Vielleicht ist es da hilfreich, sich den Eigentumsgedanken
noch einmal genauer anzusehen: Eigentum erwerben zu können, etwas sein Eigen
nennen können, spornt erstens an und bedeutet zweitens, eine bessere Position
seinem Gegenüber einnehmen zu können. Es sorgt für Augenhöhe im Geschäftsverkehr,
es sorgt für Ansehen in der Gruppe. Eigentum hat hohen gesellschaftliche
Stellenwert. Es hat gesellschaftspolitische und kulturelle Funktionen. Darüberhinaus
lehrt Eigentum, Verantwortung zu tragen. Im übrigen ist dies unabhängig davon,
ob das Eigentum selbst erlangt oder „nur“ geerbt wurde. Am verantwortungsvollen
Umgang, am notwendigen verantwortungsvollen Umgang mit dem Eigentum ändert das
nichts. Wenn man es verpraßt oder verwahrlosen läßt, dann wird es auch ganz
schnell ehemaliges Eigentum.
In der bürgerlichen Sicht wird Eigentum allerdings zunehmend
pervertiert: es wird zum Unterscheidungskriterium einer selbsternannten, neuen
Herrenrasse, für die die Möglichkeit des Eigentumerwerbs durch andere zur
lebensbedrohlichen Gefahr wird. Und die eingangs beschriebenen „Wege in die
Vermietung“ würden dieser Herrenrasse ihren Erhalt sichern helfen.
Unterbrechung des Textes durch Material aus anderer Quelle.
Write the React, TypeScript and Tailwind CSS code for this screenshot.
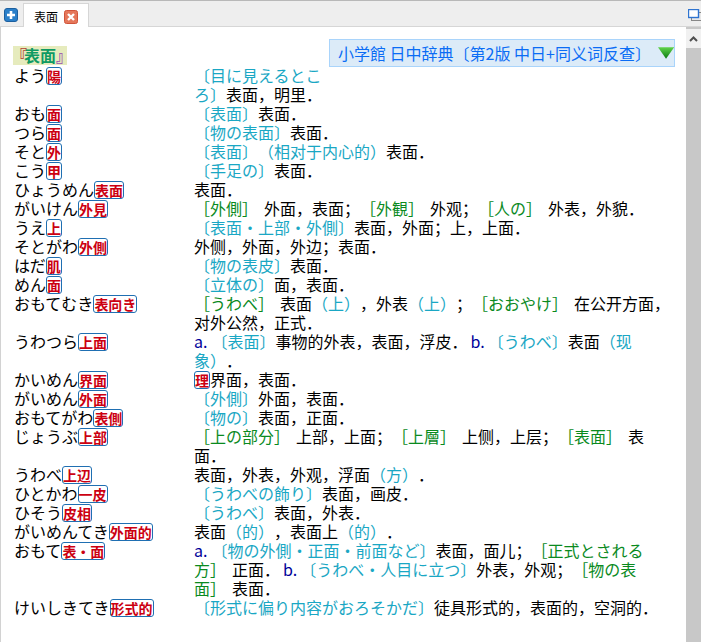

Der Satz „Eigentum verpflichtet“ ist eine moralische
Ermahnung und bezieht sich im wesentlichen auf die Problematik großer Vermögen
und großer Besitzstände in einer Demokratie. Diese Problematik besteht ja
durchaus, aber sie ist ein anderes Thema, ebenso wie die notwendige Beschränkung
von Eigentumserwerb. Es ist selbstverständlich, daß niemand das Eigentum an Menschen
erwerben kann. Ebenso selbstverständlich ist, daß Wasser niemals Privateigentum
werden darf. Aber das ist eine Unterscheidung in privat und gesellschaftlich.
Diese Unterscheidung ist sinnvoll, notwendig und sicherlich
auch einem Wandel im Laufe der Zeit unterworfen. Sie hat aber nichts mit der
eigentlichen Bedeutung von Eigentum zu tun. Sie ist immer nur Ausdruck der Bestrebungen
einiger, viele dominieren zu wollen. So ein Versuch läßt sich zwar nicht verhindern, aber
abwehren.
Abschließend noch eine Bemerkung zu der
Urheberrechtsdebatte, gerade vor „digitalem Hintergrund“. Die technische
Betrachtung verschleiert meines Erachtens nach den Blick auf das wesentliche.
Eigentum und Nutzungsrecht werden darin erstens zusammengemischt (ist aber
nicht weiter tragisch, da Rechte eben auch Eigentum sein können). Viel
wichtiger ist mir, daß der Leistungsgedanke in den Hintergrund gerät.
Ich finde es ja völlig richtig, daß ein „Erfinder“ zeitlich
befristet, zeitlich überschaubar Vorteile in Form des Patentschutzes genießt.
Das ist seine Belohnung und die hat er verdient. Ich meine aber auch, daß der
„Nutzungsschutz“ für einen Urheber geistiger Leistungen genauso gestaltet
werden sollte. Und ich meine genauso: überschaubar zeitlich befristet. Die Betonung
liegt auf überschauber und auf definiert befristet.
Es ist unerheblich, wie oft Patente und Rechte vererbt oder
veräußert werden. Wichtig ist nur, daß sie erkennbar enden. Das zwingt zu neuer
Leistung. Jedenfalls denjenigen, der es noch einmal wissen will. Wer mit der
einen, der vergangenen Leistung genug hat, der darf sich auch gerne ausruhen.
Er muß halt sehen, daß er mit dem befristet Verdienten auskommt.